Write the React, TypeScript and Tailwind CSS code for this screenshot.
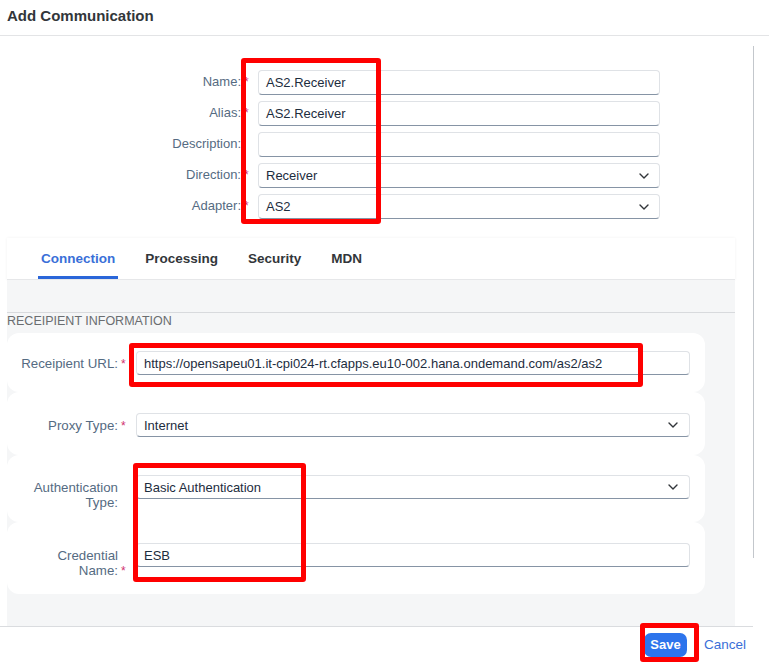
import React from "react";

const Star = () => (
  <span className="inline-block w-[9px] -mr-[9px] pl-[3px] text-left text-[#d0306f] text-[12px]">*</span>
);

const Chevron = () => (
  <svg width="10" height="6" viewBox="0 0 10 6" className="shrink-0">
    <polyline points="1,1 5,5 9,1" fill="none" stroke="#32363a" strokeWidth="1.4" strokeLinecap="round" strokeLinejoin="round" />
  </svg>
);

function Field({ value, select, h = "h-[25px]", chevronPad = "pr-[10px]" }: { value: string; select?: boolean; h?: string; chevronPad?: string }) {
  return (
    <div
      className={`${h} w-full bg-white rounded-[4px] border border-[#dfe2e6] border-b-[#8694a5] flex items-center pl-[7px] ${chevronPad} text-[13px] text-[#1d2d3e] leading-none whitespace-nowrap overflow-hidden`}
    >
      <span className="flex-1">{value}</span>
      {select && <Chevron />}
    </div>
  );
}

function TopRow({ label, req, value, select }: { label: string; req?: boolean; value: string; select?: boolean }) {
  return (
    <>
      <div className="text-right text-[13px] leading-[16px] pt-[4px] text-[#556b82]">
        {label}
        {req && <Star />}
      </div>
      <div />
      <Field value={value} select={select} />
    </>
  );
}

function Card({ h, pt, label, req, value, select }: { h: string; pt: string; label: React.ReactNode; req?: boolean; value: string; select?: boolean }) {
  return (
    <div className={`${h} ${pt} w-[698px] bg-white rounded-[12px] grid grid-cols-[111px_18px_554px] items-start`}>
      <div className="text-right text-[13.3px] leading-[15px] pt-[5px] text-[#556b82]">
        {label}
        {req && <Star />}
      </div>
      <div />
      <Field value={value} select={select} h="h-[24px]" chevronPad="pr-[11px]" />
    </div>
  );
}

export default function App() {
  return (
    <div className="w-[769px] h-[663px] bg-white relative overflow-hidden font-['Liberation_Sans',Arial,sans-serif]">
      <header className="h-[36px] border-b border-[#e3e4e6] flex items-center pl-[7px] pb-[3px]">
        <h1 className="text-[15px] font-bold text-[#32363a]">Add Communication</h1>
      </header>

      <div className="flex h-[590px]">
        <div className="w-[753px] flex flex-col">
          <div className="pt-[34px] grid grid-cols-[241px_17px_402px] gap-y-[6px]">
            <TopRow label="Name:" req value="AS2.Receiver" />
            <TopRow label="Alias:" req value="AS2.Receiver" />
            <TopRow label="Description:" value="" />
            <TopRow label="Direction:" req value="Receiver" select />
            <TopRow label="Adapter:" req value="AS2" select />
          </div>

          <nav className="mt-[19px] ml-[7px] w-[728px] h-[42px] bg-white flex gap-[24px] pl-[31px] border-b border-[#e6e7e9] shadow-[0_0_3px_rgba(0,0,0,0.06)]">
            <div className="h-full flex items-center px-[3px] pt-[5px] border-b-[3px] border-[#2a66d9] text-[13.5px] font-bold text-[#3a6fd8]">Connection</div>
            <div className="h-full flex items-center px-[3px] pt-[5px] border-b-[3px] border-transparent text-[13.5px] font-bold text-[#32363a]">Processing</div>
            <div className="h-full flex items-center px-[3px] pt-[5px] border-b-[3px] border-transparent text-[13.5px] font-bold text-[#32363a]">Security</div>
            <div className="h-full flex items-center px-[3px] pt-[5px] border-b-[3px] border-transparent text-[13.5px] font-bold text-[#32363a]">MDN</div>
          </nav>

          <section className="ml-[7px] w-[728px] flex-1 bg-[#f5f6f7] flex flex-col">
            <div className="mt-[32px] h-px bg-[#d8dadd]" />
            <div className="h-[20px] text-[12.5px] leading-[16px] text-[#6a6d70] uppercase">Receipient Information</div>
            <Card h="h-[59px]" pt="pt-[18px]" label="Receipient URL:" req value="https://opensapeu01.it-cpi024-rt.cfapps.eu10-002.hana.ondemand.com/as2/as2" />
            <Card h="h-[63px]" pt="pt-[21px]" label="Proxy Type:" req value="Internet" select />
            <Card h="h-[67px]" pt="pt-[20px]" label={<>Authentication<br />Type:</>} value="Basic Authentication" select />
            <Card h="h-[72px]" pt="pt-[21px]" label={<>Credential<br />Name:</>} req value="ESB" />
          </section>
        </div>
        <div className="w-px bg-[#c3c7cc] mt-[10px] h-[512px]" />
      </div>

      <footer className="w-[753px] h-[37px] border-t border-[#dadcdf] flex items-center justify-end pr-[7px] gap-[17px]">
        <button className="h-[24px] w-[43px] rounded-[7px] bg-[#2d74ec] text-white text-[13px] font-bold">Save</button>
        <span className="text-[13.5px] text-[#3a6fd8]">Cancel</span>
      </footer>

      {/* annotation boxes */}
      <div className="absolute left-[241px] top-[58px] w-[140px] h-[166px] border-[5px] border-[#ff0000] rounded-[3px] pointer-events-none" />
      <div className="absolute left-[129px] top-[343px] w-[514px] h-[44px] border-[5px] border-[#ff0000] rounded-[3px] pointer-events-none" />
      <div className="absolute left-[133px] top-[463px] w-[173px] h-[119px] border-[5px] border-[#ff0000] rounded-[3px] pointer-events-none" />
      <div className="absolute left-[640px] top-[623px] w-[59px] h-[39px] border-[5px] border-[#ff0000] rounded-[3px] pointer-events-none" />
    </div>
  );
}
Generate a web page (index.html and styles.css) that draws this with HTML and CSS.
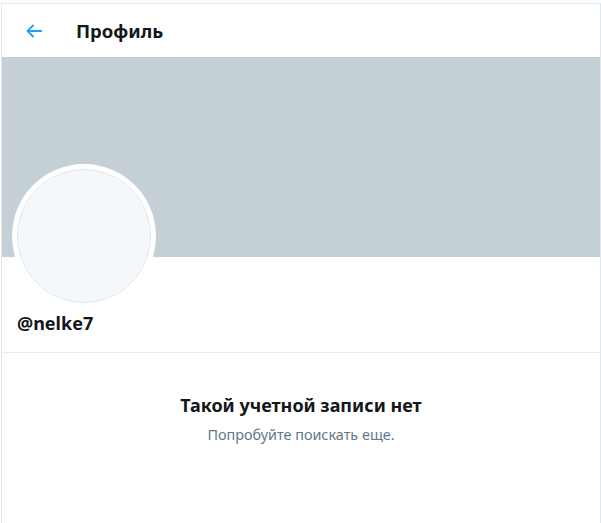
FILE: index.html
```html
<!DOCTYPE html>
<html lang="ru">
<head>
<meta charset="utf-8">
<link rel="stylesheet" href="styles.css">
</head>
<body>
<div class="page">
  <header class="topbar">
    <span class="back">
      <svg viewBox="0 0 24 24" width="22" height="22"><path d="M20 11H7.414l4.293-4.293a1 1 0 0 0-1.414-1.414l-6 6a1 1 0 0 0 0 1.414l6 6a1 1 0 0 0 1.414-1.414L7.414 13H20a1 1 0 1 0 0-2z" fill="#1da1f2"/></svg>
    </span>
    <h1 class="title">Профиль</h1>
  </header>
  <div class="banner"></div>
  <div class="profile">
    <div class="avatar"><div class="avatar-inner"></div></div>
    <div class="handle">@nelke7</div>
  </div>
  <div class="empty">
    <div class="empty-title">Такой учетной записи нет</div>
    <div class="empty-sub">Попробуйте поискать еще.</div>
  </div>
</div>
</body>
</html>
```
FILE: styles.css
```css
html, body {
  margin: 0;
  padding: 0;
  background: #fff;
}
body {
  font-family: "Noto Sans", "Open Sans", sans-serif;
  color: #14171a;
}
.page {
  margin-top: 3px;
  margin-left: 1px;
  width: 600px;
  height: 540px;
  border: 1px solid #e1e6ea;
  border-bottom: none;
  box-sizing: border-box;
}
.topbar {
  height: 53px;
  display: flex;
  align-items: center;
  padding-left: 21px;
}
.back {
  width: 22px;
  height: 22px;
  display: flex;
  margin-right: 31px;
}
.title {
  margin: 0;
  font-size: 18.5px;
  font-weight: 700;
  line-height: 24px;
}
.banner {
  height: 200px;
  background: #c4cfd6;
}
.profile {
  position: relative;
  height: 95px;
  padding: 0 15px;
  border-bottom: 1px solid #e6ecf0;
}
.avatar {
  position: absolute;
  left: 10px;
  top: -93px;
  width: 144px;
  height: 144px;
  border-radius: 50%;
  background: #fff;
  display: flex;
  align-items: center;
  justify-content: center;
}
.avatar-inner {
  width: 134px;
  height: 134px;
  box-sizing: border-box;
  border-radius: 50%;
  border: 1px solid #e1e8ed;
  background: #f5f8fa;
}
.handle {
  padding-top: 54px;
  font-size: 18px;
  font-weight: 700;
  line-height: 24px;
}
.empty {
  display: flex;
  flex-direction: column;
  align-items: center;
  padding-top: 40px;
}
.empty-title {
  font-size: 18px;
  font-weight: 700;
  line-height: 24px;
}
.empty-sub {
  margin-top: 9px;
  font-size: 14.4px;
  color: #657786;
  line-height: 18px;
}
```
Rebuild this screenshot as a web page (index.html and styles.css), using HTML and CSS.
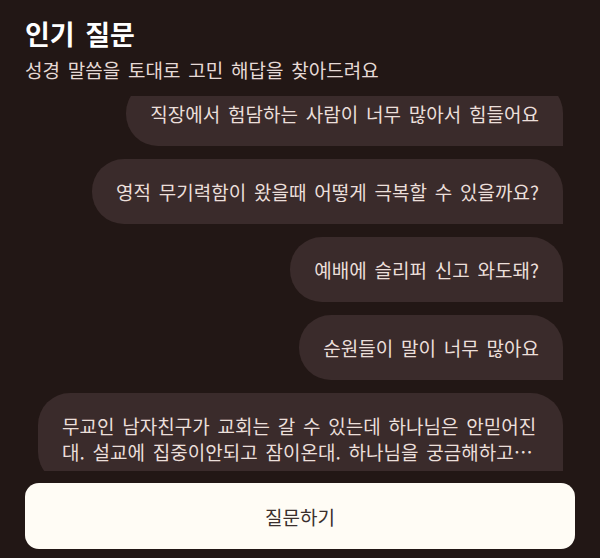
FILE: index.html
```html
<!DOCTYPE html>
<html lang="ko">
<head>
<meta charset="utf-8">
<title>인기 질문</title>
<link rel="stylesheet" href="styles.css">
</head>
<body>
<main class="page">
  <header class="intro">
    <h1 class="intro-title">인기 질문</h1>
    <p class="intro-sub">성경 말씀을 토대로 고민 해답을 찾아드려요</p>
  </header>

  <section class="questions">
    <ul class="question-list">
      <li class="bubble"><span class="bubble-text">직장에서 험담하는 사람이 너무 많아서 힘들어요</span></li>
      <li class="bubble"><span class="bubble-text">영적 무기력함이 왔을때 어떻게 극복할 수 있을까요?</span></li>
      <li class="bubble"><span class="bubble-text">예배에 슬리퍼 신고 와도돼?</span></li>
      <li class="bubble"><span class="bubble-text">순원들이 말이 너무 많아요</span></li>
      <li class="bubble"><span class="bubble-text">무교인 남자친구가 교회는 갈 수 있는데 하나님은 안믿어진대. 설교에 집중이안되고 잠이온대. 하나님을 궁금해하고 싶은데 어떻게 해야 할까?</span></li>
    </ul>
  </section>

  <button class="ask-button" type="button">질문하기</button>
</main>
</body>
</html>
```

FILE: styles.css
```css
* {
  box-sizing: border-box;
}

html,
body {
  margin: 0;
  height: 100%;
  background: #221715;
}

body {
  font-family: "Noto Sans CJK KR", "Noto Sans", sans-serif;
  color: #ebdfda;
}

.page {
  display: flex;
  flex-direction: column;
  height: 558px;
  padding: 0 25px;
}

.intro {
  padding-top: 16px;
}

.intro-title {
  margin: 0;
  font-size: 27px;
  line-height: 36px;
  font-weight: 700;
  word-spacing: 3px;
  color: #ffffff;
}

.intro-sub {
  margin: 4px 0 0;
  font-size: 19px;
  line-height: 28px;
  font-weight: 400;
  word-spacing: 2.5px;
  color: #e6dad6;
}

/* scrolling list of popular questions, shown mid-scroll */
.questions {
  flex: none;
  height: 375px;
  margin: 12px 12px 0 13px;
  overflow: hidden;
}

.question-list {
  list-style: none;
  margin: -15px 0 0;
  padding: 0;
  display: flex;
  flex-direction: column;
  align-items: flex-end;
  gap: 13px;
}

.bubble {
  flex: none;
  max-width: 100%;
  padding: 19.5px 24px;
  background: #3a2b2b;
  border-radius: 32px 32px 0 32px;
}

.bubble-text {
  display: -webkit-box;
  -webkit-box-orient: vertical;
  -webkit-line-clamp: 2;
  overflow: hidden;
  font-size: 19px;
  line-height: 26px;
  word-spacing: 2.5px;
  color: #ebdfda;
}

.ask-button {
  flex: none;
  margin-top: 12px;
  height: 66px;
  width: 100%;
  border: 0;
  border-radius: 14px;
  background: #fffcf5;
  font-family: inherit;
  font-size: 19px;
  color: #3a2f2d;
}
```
***
* To be done *
Tally up the lines in the records containing the word "this", then give the count and nothing else.

* Output below *
3